DIRECTION:
Please pull out every line that includes the string "this".

DATASET EXTRACT:
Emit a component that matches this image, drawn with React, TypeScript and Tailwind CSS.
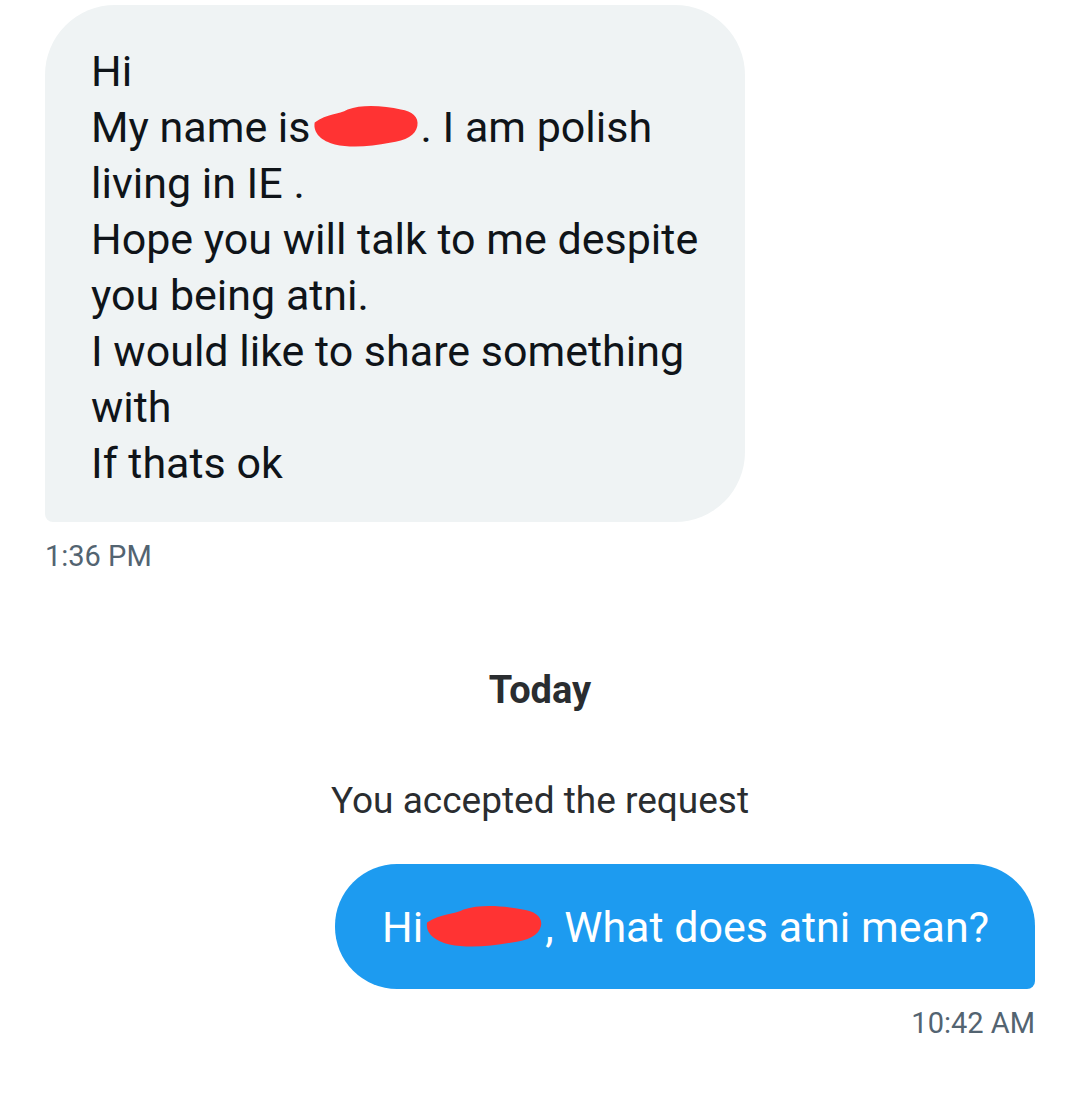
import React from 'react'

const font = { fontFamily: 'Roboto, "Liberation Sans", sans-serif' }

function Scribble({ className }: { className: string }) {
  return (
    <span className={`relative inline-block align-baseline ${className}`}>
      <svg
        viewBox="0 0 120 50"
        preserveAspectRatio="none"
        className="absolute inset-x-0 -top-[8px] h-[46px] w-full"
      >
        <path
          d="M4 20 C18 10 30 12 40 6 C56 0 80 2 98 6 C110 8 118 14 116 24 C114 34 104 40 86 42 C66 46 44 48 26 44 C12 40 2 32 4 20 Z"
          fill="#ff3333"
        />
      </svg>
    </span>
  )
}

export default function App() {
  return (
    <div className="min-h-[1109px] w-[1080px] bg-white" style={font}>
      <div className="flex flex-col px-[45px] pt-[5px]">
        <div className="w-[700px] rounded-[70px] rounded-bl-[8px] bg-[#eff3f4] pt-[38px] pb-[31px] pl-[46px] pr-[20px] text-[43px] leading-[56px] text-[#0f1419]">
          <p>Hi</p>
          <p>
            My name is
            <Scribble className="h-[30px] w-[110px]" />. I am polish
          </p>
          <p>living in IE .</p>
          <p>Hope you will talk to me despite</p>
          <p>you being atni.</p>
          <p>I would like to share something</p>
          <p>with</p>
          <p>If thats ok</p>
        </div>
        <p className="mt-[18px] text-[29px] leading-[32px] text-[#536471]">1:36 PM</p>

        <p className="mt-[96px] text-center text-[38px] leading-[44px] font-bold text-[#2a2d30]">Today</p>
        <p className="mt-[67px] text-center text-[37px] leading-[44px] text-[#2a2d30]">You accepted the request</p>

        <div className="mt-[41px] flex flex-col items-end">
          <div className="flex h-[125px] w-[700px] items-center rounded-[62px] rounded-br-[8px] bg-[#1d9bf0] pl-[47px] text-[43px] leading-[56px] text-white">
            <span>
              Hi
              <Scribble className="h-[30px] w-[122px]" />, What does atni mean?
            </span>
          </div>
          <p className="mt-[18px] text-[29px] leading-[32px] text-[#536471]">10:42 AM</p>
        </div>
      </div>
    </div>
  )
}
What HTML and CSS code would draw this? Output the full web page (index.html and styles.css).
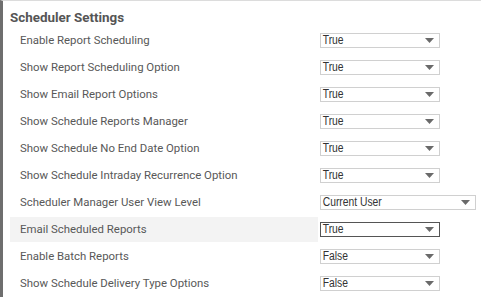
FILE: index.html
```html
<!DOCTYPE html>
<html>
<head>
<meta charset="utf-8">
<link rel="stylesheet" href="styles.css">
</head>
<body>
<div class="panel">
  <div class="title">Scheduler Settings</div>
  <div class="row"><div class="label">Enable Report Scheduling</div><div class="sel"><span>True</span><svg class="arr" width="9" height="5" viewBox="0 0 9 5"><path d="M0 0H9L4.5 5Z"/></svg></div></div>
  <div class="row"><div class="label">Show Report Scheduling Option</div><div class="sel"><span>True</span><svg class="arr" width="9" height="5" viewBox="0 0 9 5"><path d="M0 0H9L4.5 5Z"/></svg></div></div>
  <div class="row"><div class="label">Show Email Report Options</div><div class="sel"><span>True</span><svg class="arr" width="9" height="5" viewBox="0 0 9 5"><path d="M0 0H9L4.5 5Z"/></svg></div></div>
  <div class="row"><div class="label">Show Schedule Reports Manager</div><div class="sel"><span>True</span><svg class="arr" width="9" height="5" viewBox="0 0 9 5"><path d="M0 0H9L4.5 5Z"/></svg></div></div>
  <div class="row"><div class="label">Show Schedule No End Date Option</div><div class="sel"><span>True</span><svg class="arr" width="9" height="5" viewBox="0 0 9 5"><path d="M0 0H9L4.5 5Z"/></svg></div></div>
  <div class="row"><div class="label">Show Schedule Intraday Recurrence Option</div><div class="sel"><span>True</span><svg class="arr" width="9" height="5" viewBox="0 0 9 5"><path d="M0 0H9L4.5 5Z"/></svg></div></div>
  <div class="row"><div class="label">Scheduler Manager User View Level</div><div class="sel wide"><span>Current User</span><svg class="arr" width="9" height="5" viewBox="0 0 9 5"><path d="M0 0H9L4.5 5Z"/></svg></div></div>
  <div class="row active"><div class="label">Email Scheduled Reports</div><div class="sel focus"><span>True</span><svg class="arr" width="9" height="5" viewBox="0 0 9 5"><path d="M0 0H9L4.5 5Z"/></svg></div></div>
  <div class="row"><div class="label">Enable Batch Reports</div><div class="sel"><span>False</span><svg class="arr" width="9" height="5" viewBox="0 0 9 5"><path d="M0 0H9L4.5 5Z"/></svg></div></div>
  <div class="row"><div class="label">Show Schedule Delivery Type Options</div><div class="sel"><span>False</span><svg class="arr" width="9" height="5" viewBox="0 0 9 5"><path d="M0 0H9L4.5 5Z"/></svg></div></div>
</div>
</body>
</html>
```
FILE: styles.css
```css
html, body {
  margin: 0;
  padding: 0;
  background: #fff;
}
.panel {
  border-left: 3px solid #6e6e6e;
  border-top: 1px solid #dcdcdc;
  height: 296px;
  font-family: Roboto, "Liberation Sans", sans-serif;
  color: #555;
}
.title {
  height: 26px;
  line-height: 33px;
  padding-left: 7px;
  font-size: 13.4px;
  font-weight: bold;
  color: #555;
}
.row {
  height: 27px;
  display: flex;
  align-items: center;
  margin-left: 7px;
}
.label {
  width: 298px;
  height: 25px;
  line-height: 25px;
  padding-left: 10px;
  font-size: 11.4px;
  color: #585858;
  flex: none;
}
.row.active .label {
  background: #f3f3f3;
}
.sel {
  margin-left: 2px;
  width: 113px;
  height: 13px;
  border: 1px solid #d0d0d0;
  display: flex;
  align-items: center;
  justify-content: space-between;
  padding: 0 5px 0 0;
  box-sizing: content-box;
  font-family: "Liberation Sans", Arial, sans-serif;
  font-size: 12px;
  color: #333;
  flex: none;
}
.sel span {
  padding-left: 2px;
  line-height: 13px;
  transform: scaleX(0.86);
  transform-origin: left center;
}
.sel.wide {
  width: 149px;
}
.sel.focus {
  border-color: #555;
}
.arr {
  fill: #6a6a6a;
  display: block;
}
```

THE OUTPUT:
Emit a component that matches this image, drawn with React, TypeScript and Tailwind CSS.
What HTML and CSS code would draw this? Output the full web page (index.html and styles.css).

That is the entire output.